The muralists’ life–traveling, working with clients
The panel was asked to talk about how many places they’d traveled to for their work. J said that he’s been to six or seven countries and several states. Jeremy said that for murals he’d been to maybe five or six states and has actually done more traveling with graffiti work. “Part of the allure of graffiti is seeing other cities which has sent them “… to Europe a few times, South America twice, probably more than half of the states and pretty much every large scale city in the United States.”

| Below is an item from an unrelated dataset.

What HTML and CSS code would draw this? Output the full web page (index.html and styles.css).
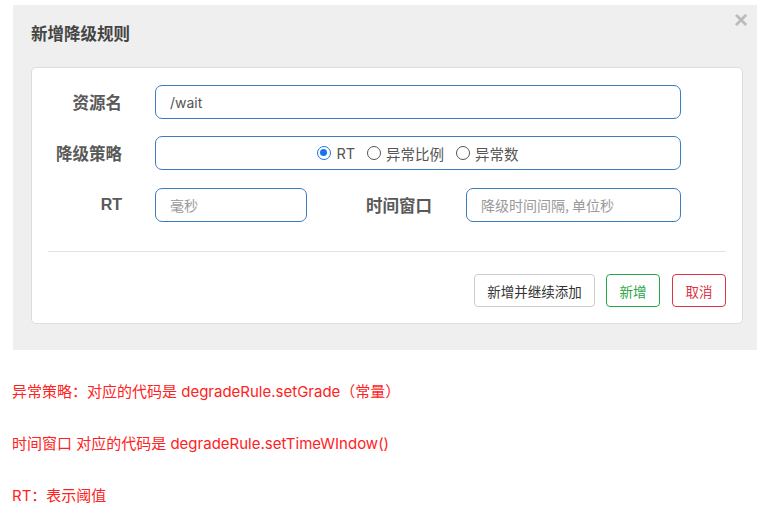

One woman asked them to talk more about developing their concepts for the designs and working that out with clients. Tobias said, “You kind of have to reconcile reality with people a lot of times … there’s this delusion … that (money) grants territorial status.“
“I tell them ‘I have a certain thing that I want to do here and if you don’t want me to do that, then you probably better find somebody else to do it.’ I’m not gonna sacrifice my experience … for a little bit of loot … in the end it’s about creating art.”
In talking about the legalities of street art, the muralists referred mostly to other countries. Jeremy said that some countries who don’t allow it just erase it. He said that a friend of OSRS’s was in jail for four months in Japan. The consensus was that in other countries being jailed for painting murals is not that rare.
J shared a story about a group of graffiti artists painting a wall in Nepal which caused a crowd to gather. The artists were strongly told by police to stop painting. J thought it was not because they cared about the wall being painted but because of the people gathered there posed a threat in a country where freedom is limited. At that time Nepal was a totalitarian dictatorship.
Jeremy described painting a wall in Detroit when the police came by and tried to make them stop. Fortunately the owner of the building was standing right there and vouched for them.
FPAP Executive Director Joe Schipani asked how so much traveling affects their relationships, and Yellow wondered what the divorce rate might be among street artists.
J said his situation has been working out well. “I’m married to a lovely Japanese woman … she believes, like in Japan, that men in their 30s, 40s, and 50s are supposed to bust their ass working, so she’s happy …”
The last question asked was how the artists feel about painting in blighted areas as opposed to cities that are already beautified. The artists agreed that cities like Flint get a better community response and the work is appreciated more. It’s like the “icing on the cake so to speak,” they said.
Asked how they feel about Flint and whether they’d come back, J Muzacz replied and the others chimed in, “absofuckinlutely.”